In a letter (PDF) sent to Federal Reserve Chairman Ben Bernanke, Attorney General Eric Holder and SEC Chair Mary Jo White on Tuesday, Sen. Elizabeth Warren (D-MA) demanded to know why the government keeps accepting financial settlements from criminal bankers when they could instead be taken to trial, convicted and locked up.

In six short paragraphs, Warren requested that each institution turn over copies of any internal research "on the trade-offs to the public" between letting big financial firms pay a fine and walk "without admission of guilt" versus moving forward with full-scale prosecutions.

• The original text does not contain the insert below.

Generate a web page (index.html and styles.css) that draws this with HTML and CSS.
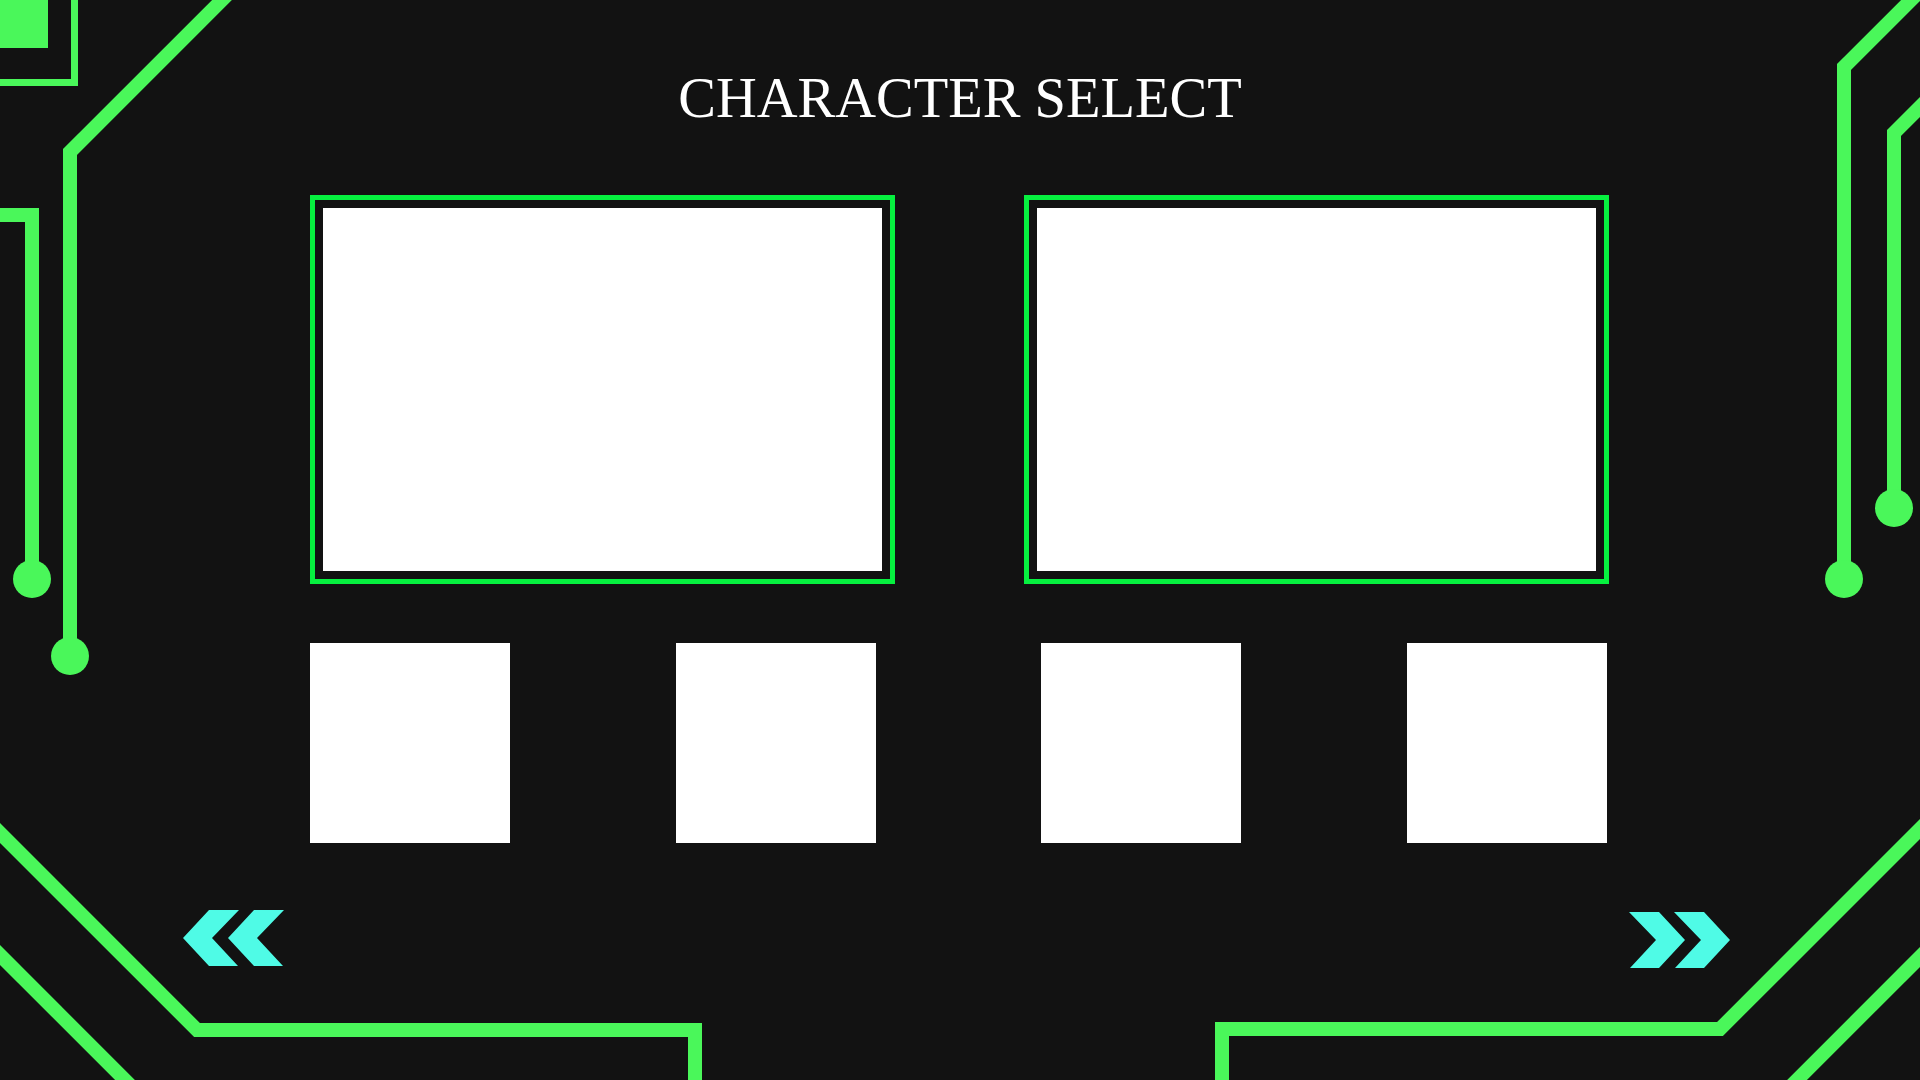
FILE: index.html
```html
<!DOCTYPE html>
<html lang="en">
<head>
<meta charset="utf-8">
<title>Character Select</title>
<link rel="stylesheet" href="styles.css">
</head>
<body>
<div class="screen">
  <svg class="circuit" width="1920" height="1080" viewBox="0 0 1920 1080" aria-hidden="true">
    <g fill="none" stroke="#4af75a" stroke-width="14" stroke-linejoin="miter" stroke-linecap="butt">
      <path d="M70 656 L70 152 L232 -10"/>
      <path d="M-10 215 L32 215 L32 579"/>
      <path d="M1844 579 L1844 67 L1921 -10"/>
      <path d="M1894 508 L1894 133 L1930 97"/>
      <path d="M-10 823 L197 1030 L695 1030 L695 1090"/>
      <path d="M-10 945 L135 1090"/>
      <path d="M1222 1090 L1222 1029 L1720 1029 L1930 819"/>
      <path d="M1930 947 L1787 1090"/>
      <path d="M74.5 -5 L74.5 82.5 L-5 82.5" stroke-width="7"/>
    </g>
    <g fill="#4af75a">
      <rect x="0" y="0" width="48" height="48"/>
      <circle cx="70" cy="656" r="19"/>
      <circle cx="32" cy="579" r="19"/>
      <circle cx="1844" cy="579" r="19"/>
      <circle cx="1894" cy="508" r="19"/>
    </g>
  </svg>

  <h1 class="title">CHARACTER SELECT</h1>

  <div class="stage">
    <div class="panels">
      <div class="panel"><div class="panel-inner"></div></div>
      <div class="panel"><div class="panel-inner"></div></div>
    </div>

    <div class="slots">
      <div class="slot"></div>
      <div class="slot"></div>
      <div class="slot"></div>
      <div class="slot"></div>
    </div>
  </div>

  <div class="nav">
    <button class="nav-btn" aria-label="Previous">
      <svg width="102" height="57" viewBox="0 0 102 57">
        <polygon fill="#4ffbe6" points="26,0 56,0 29,28 55,56 26,56 0,28"/>
        <polygon fill="#4ffbe6" points="71,0 101,0 74,28 100,56 71,56 45,28"/>
      </svg>
    </button>
    <button class="nav-btn nav-next" aria-label="Next">
      <svg width="102" height="57" viewBox="0 0 102 57">
        <polygon fill="#4ffbe6" points="75,0 45,0 72,28 46,56 75,56 101,28"/>
        <polygon fill="#4ffbe6" points="30,0 0,0 27,28 1,56 30,56 56,28"/>
      </svg>
    </button>
  </div>
</div>
</body>
</html>
```

FILE: styles.css
```css
html, body {
  margin: 0;
  padding: 0;
  background: #121212;
}

.screen {
  position: relative;
  width: 1920px;
  height: 1080px;
  overflow: hidden;
  display: flex;
  flex-direction: column;
  background: #121212;
}

.circuit {
  position: absolute;
  left: 0;
  top: 0;
  z-index: 0;
}

.title {
  position: relative;
  z-index: 1;
  margin: 70px 0 0;
  text-align: center;
  font-family: "Liberation Serif", "Times New Roman", serif;
  font-weight: normal;
  font-size: 56.5px;
  line-height: 56px;
  color: #ffffff;
}

.stage {
  position: relative;
  z-index: 1;
  margin-left: 310px;
  width: 1299px;
  display: flex;
  flex-direction: column;
}

.panels {
  display: flex;
  gap: 129px;
  margin-top: 69px;
}

.panel {
  width: 585px;
  height: 389px;
  box-sizing: border-box;
  border: 5px solid #06f03f;
  padding: 8px;
  display: flex;
}

.panel-inner {
  flex: 1;
  background: #ffffff;
}

.slots {
  width: 1297px;
  display: flex;
  justify-content: space-between;
  margin-top: 59px;
}

.slot {
  width: 200px;
  height: 200px;
  background: #ffffff;
}

.nav {
  position: relative;
  z-index: 1;
  display: flex;
  justify-content: space-between;
  align-items: flex-start;
  margin-top: 67px;
  padding: 0 189px 0 183px;
}

.nav-btn {
  display: block;
  padding: 0;
  margin: 0;
  border: 0;
  background: none;
  line-height: 0;
  cursor: pointer;
}

.nav-next {
  margin-top: 2px;
}
```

The letter was sent as a follow-up to a similar question she asked of the Office of the Comptroller of the Currency (OCC) on Feb. 14. Warren noted that the OCC replied last week denying the existence of any such research. In her letter sent Tuesday, she went on to add:

...I believe very strongly that if a regulator reveals itself to be unwilling to take large financial institutions all the way to trial -- either because it is too timid or because it lacks resources -- the regulator has a lot less leverage in settlement negotiations and will be forced to settle on terms that are much more favorable to the wrongdoer.

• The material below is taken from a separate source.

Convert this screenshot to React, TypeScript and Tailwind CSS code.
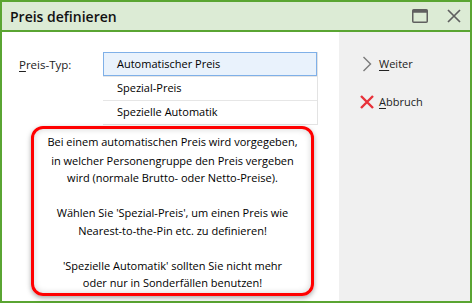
export default function App() {
  const items = ["Automatischer Preis", "Spezial-Preis", "Spezielle Automatik"];
  return (
    <div
      className="w-[472px] h-[303px] border-2 border-[#5aa532] flex flex-col bg-white text-[#000]"
      style={{ fontFamily: '"Open Sans", "Noto Sans", sans-serif' }}
    >
      <div className="h-[30px] shrink-0 bg-[#dcebd5] border-b-2 border-[#5aa532] flex items-center pl-[8px] pr-[8px]">
        <span className="text-[14px] font-semibold text-[#111]">Preis definieren</span>
        <div className="ml-auto flex items-center gap-[19px] pr-[1px]">
          <svg width="16" height="14" viewBox="0 0 16 14">
            <rect x="0.75" y="0.75" width="14.5" height="12.5" rx="1" fill="none" stroke="#5f5f5f" strokeWidth="1.5" />
            <rect x="0.75" y="0.75" width="14.5" height="3" fill="#5f5f5f" />
          </svg>
          <svg width="14" height="14" viewBox="0 0 14 14">
            <path d="M1 1 L13 13 M13 1 L1 13" stroke="#5f5f5f" strokeWidth="1.7" />
          </svg>
        </div>
      </div>
      <div className="flex flex-1 min-h-0">
        <div className="flex-1 flex flex-col pt-[20px]">
          <div className="flex pl-[17px]">
            <div className="w-[84px] text-[11.5px] pt-[4px] text-[#222]">
              <span className="underline underline-offset-2">P</span>reis-Typ:
            </div>
            <div className="w-[215px] border-r border-b border-[#e3e3e3] text-[11px]">
              {items.map((t, i) => (
                <div
                  key={t}
                  className={
                    i === 0
                      ? "h-[24px] flex items-center pl-[13px] bg-[#e9f2fc] border border-[#7fb0e8]"
                      : "h-[24px] flex items-center pl-[14px] border-t border-[#e6e6e6]"
                  }
                >
                  {t}
                </div>
              ))}
            </div>
          </div>
          <div className="ml-[29px] mt-[1px] w-[283px] h-[170px] rounded-[12px] border-[3px] border-[#ff0000] shadow-[0_2px_5px_rgba(0,0,0,0.35),inset_0_0_6px_rgba(0,0,0,0.18)] flex flex-col items-center pt-[4px] text-[11px] leading-[17.5px] text-center text-[#000]">
            <div className="mb-[1px]">Bei einem automatischen Preis wird vorgegeben,</div>
            <div>in welcher Personengruppe den Preis vergeben</div>
            <div>wird (normale Brutto- oder Netto-Preise).</div>
            <div className="h-[17.5px]" />
            <div>Wählen Sie 'Spezial-Preis', um einen Preis wie</div>
            <div>Nearest-to-the-Pin etc. zu definieren!</div>
            <div className="h-[17.5px]" />
            <div>'Spezielle Automatik' sollten Sie nicht mehr</div>
            <div>oder nur in Sonderfällen benutzen!</div>
          </div>
        </div>
        <div className="w-[131px] shrink-0 bg-[#f0f0f0] flex flex-col pt-[23px] pl-[21px] text-[11px] text-[#222]">
          <div className="flex items-center h-[18px]">
            <svg width="10" height="16" viewBox="0 0 10 16" className="ml-[2px] mr-[7px]">
              <path d="M1.5 1 L8.5 8 L1.5 15" fill="none" stroke="#7a7a7a" strokeWidth="1.4" />
            </svg>
            <span>
              <span className="underline underline-offset-2">W</span>eiter
            </span>
          </div>
          <div className="flex items-center h-[18px] mt-[20px]">
            <svg width="14" height="14" viewBox="0 0 14 14" className="mr-[5px]">
              <path d="M1 1 L13 13 M13 1 L1 13" stroke="#e8323a" strokeWidth="2.4" />
            </svg>
            <span>
              <span className="underline underline-offset-2">A</span>bbruch
            </span>
          </div>
        </div>
      </div>
    </div>
  );
}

The consequence can be insufficient compensation to those who are harmed by illegal activity and inadequate deterrence of future violations. If large financial institutions can break the law and accumulate millions in profits and, if they get caught, settle by paying out of those profits, they do not have much incentive to follow the law.

There's been a rash of mega-settlements between the government and the nation's largest banks in recent years over allegations of foreclosing on people without just cause, knowingly making bad loans and reselling the debt, making false statements to rob from retired pensioners, laundering money for drug cartels, repressive regimes and terrorists, and agreeing to settlements and then ignoring them, to name a few.

“The problem is the banks have overwhelming confidence that law enforcement is not taking this seriously,” New York Attorney General Eric T. Schneiderman said last Monday, appearing on MSNBC. “They have overwhelming confidence that whatever the rules are, they won’t be followed up on.”

Five years on from a financial crisis that nearly froze the flow of credit in the United States and sparked a multi-trillion dollar bailing-out of the global financial industry, few American bankers and big finance executives have faced criminal charges.

There is, however, one notable exception: Ponzi-schemer Bernard Madoff, who defrauded mainly wealthy clients to the tune of $64.8 billion. He said from jail in 2011 that many of his former colleagues on Wall Street engage in criminal insider trading on a regular basis, much like he did.

“It’s unbelievable, Goldman ... no one has any criminal convictions,” Madoff told New York Magazine earlier that year. “The whole new regulatory reform is a joke. The whole government is a Ponzi scheme."